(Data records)

start

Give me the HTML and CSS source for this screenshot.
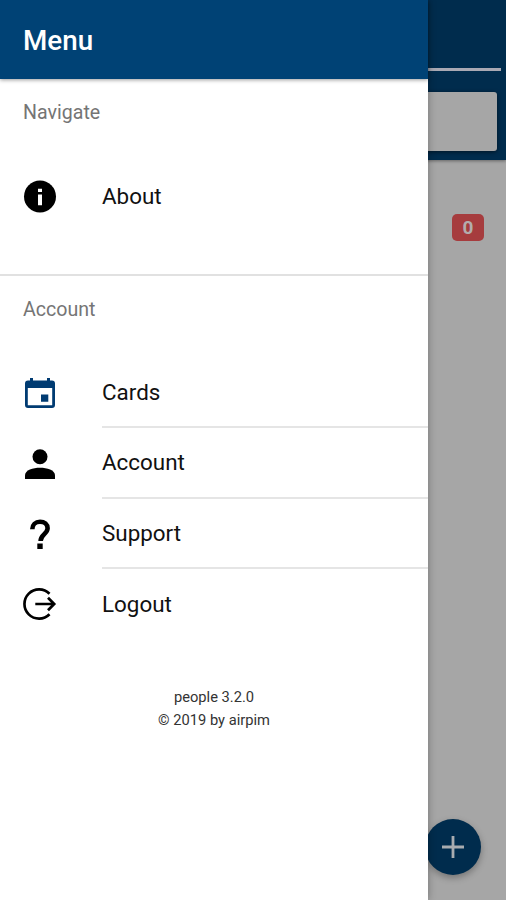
FILE: index.html
```html
<!DOCTYPE html>
<html lang="en">
<head>
<meta charset="utf-8">
<title>Menu</title>
<link rel="stylesheet" href="styles.css">
</head>
<body>
<main class="page">
  <header class="page-header">
    <div class="tab-line"></div>
    <div class="search-field"></div>
  </header>
  <div class="page-content"><span class="badge">0</span></div>
  <button class="fab" aria-label="Add"><svg viewBox="0 0 24 24" width="24" height="24"><path d="M12 1v22M1 12h22" fill="none" stroke="#a8acb0" stroke-width="2.8"/></svg></button>
</main>
<aside class="drawer">
  <header class="drawer-header">Menu</header>
  <section class="group group-navigate">
    <h2 class="group-title">Navigate</h2>
    <a class="item"><svg class="icon" viewBox="0 0 32 32"><circle cx="16" cy="16.5" r="16"/><path d="M14 8.7h4v3.3h-4zM14 14.5h4v10.7h-4z" fill="#fff"/></svg><span class="label">About</span></a>
  </section>
  <section class="group group-account">
    <h2 class="group-title">Account</h2>
    <a class="item"><svg class="icon icon-cards" viewBox="0 0 32 32"><path fill-rule="evenodd" d="M6 0h3v2.5h14V0h3v2.5h2a3 3 0 0 1 3 3V27a3 3 0 0 1-3 3H4a3 3 0 0 1-3-3V5.5a3 3 0 0 1 3-3h2zM3.8 10v17.2h24.4V10zM17 16.5h7.3v7.3H17z"/></svg><span class="label divided">Cards</span></a>
    <a class="item"><svg class="icon" viewBox="0 0 32 32"><circle cx="16" cy="8.7" r="7.5"/><path d="M1 31v-3.8C1 22.2 9 19.8 16 19.8s15 2.4 15 7.4V31z"/></svg><span class="label divided">Account</span></a>
    <a class="item"><svg class="icon" viewBox="0 0 32 32"><path d="M8.3 11.2C8.3 6.8 11.5 3.7 16 3.7s7.6 2.8 7.6 6.6c0 5.6-7 6.2-7 12.7" fill="none" stroke="#000" stroke-width="4.6"/><path d="M13.3 25.6h5.4v5.4h-5.4z"/></svg><span class="label divided">Support</span></a>
    <a class="item"><svg class="icon" viewBox="0 0 32 32"><path d="M25.5 5.8A14.6 14.6 0 1 0 25.5 26.2M11.3 16h18M24 9.7l6.2 6.3-6.2 6.3" fill="none" stroke="#000" stroke-width="2.7"/></svg><span class="label">Logout</span></a>
  </section>
  <footer class="version"><div>people 3.2.0</div><div>© 2019 by airpim</div></footer>
</aside>
</body>
</html>
```
FILE: styles.css
```css
* { box-sizing: border-box; }
body { margin: 0; height: 900px; position: relative; overflow: hidden; font-family: Roboto, sans-serif; color: #111; }
.page { height: 900px; background: #a6a6a6; }
.page-header { height: 160px; padding: 68px 5px 0 0; background: #002c4d; box-shadow: 0 1px 3px rgba(0,0,0,.4); }
.tab-line { height: 2.5px; background: #a9a9b3; }
.search-field { height: 59px; margin: 21.5px 4px 0 0; border-radius: 3px; background: #a6a6a6; box-shadow: 0 1px 4px rgba(0,0,0,.55); }
.page-content { display: flex; justify-content: flex-end; padding: 54px 22px 0 0; }
.badge { width: 32px; height: 27px; border-radius: 5px; background: #a63c3e; color: #b3adad; font-size: 19px; font-weight: 700; line-height: 27px; text-align: center; }
.fab { position: absolute; left: 425px; top: 819px; width: 56px; height: 56px; padding: 0; border: 0; border-radius: 50%; background: #002c4d; display: grid; place-items: center; box-shadow: 0 3px 7px rgba(0,0,0,.3); }
.drawer { position: absolute; left: 0; top: 0; width: 428px; height: 900px; background: #fff; box-shadow: 0 0 8px rgba(0,0,0,.3); }
.drawer-header { height: 79px; padding-left: 23px; background: #004275; color: #fff; font-size: 27.8px; font-weight: 500; line-height: 82px; box-shadow: 0 1px 4px rgba(0,0,0,.4); }
.group-navigate { height: 197px; border-bottom: 2px solid #e1e1e1; }
.group-account { height: 366px; }
.group-title { margin: 0; height: 82px; padding: 22px 0 0 23px; font-size: 19.6px; font-weight: 400; line-height: 24px; color: #757575; }
.item { height: 70.4px; display: flex; align-items: center; padding-left: 24px; }
.icon { width: 32px; height: 32px; margin-right: 46px; flex: none; overflow: visible; }
.icon-cards { fill: #003b72; position: relative; top: 1px; }
.label { flex: 1; height: 100%; line-height: 71px; font-size: 22.4px; }
.divided { border-bottom: 2px solid #e5e5e5; line-height: 69px; }
.version { margin-top: 44px; text-align: center; font-size: 14.7px; line-height: 22.5px; color: #333; }
```
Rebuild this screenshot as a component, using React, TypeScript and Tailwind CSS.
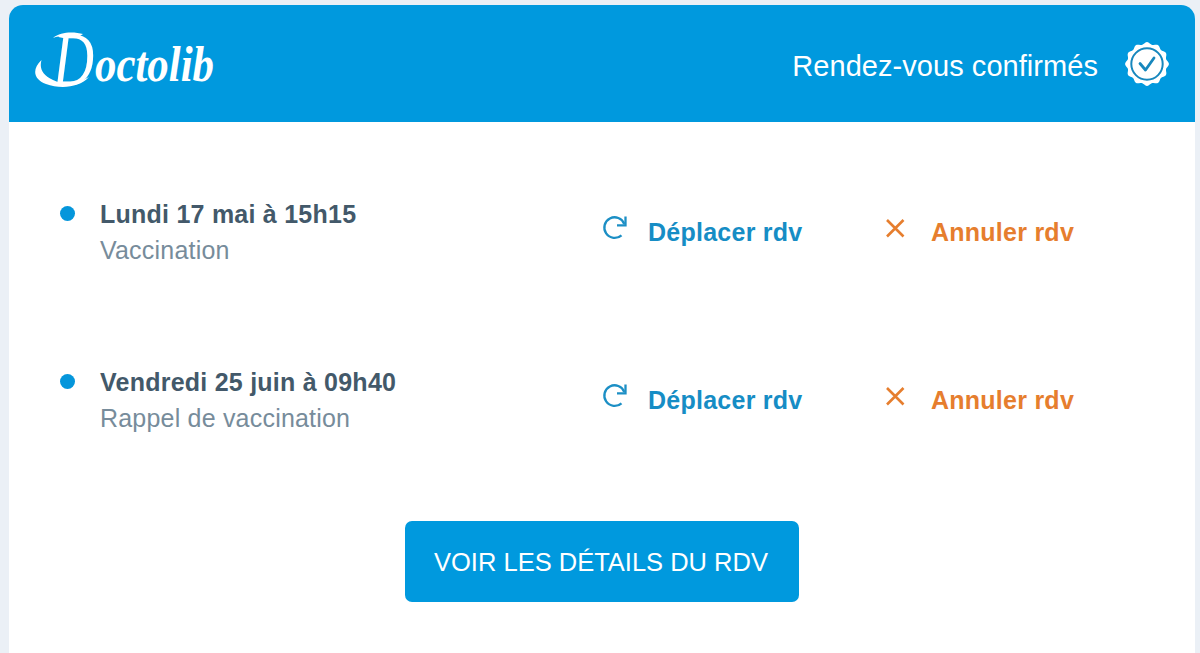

end

**Exercise directions**
Leave the images out and output the remaining material exactly as it stands.

**Final result**
Give me the HTML and CSS source for this screenshot.
FILE: index.html
```html
<!DOCTYPE html>
<html lang="en">
<head>
<meta charset="utf-8">
<title>Menu</title>
<link rel="stylesheet" href="styles.css">
</head>
<body>
<main class="page">
  <header class="page-header">
    <div class="tab-line"></div>
    <div class="search-field"></div>
  </header>
  <div class="page-content"><span class="badge">0</span></div>
  <button class="fab" aria-label="Add"><svg viewBox="0 0 24 24" width="24" height="24"><path d="M12 1v22M1 12h22" fill="none" stroke="#a8acb0" stroke-width="2.8"/></svg></button>
</main>
<aside class="drawer">
  <header class="drawer-header">Menu</header>
  <section class="group group-navigate">
    <h2 class="group-title">Navigate</h2>
    <a class="item"><svg class="icon" viewBox="0 0 32 32"><circle cx="16" cy="16.5" r="16"/><path d="M14 8.7h4v3.3h-4zM14 14.5h4v10.7h-4z" fill="#fff"/></svg><span class="label">About</span></a>
  </section>
  <section class="group group-account">
    <h2 class="group-title">Account</h2>
    <a class="item"><svg class="icon icon-cards" viewBox="0 0 32 32"><path fill-rule="evenodd" d="M6 0h3v2.5h14V0h3v2.5h2a3 3 0 0 1 3 3V27a3 3 0 0 1-3 3H4a3 3 0 0 1-3-3V5.5a3 3 0 0 1 3-3h2zM3.8 10v17.2h24.4V10zM17 16.5h7.3v7.3H17z"/></svg><span class="label divided">Cards</span></a>
    <a class="item"><svg class="icon" viewBox="0 0 32 32"><circle cx="16" cy="8.7" r="7.5"/><path d="M1 31v-3.8C1 22.2 9 19.8 16 19.8s15 2.4 15 7.4V31z"/></svg><span class="label divided">Account</span></a>
    <a class="item"><svg class="icon" viewBox="0 0 32 32"><path d="M8.3 11.2C8.3 6.8 11.5 3.7 16 3.7s7.6 2.8 7.6 6.6c0 5.6-7 6.2-7 12.7" fill="none" stroke="#000" stroke-width="4.6"/><path d="M13.3 25.6h5.4v5.4h-5.4z"/></svg><span class="label divided">Support</span></a>
    <a class="item"><svg class="icon" viewBox="0 0 32 32"><path d="M25.5 5.8A14.6 14.6 0 1 0 25.5 26.2M11.3 16h18M24 9.7l6.2 6.3-6.2 6.3" fill="none" stroke="#000" stroke-width="2.7"/></svg><span class="label">Logout</span></a>
  </section>
  <footer class="version"><div>people 3.2.0</div><div>© 2019 by airpim</div></footer>
</aside>
</body>
</html>
```
FILE: styles.css
```css
* { box-sizing: border-box; }
body { margin: 0; height: 900px; position: relative; overflow: hidden; font-family: Roboto, sans-serif; color: #111; }
.page { height: 900px; background: #a6a6a6; }
.page-header { height: 160px; padding: 68px 5px 0 0; background: #002c4d; box-shadow: 0 1px 3px rgba(0,0,0,.4); }
.tab-line { height: 2.5px; background: #a9a9b3; }
.search-field { height: 59px; margin: 21.5px 4px 0 0; border-radius: 3px; background: #a6a6a6; box-shadow: 0 1px 4px rgba(0,0,0,.55); }
.page-content { display: flex; justify-content: flex-end; padding: 54px 22px 0 0; }
.badge { width: 32px; height: 27px; border-radius: 5px; background: #a63c3e; color: #b3adad; font-size: 19px; font-weight: 700; line-height: 27px; text-align: center; }
.fab { position: absolute; left: 425px; top: 819px; width: 56px; height: 56px; padding: 0; border: 0; border-radius: 50%; background: #002c4d; display: grid; place-items: center; box-shadow: 0 3px 7px rgba(0,0,0,.3); }
.drawer { position: absolute; left: 0; top: 0; width: 428px; height: 900px; background: #fff; box-shadow: 0 0 8px rgba(0,0,0,.3); }
.drawer-header { height: 79px; padding-left: 23px; background: #004275; color: #fff; font-size: 27.8px; font-weight: 500; line-height: 82px; box-shadow: 0 1px 4px rgba(0,0,0,.4); }
.group-navigate { height: 197px; border-bottom: 2px solid #e1e1e1; }
.group-account { height: 366px; }
.group-title { margin: 0; height: 82px; padding: 22px 0 0 23px; font-size: 19.6px; font-weight: 400; line-height: 24px; color: #757575; }
.item { height: 70.4px; display: flex; align-items: center; padding-left: 24px; }
.icon { width: 32px; height: 32px; margin-right: 46px; flex: none; overflow: visible; }
.icon-cards { fill: #003b72; position: relative; top: 1px; }
.label { flex: 1; height: 100%; line-height: 71px; font-size: 22.4px; }
.divided { border-bottom: 2px solid #e5e5e5; line-height: 69px; }
.version { margin-top: 44px; text-align: center; font-size: 14.7px; line-height: 22.5px; color: #333; }
```
Rebuild this screenshot as a component, using React, TypeScript and Tailwind CSS.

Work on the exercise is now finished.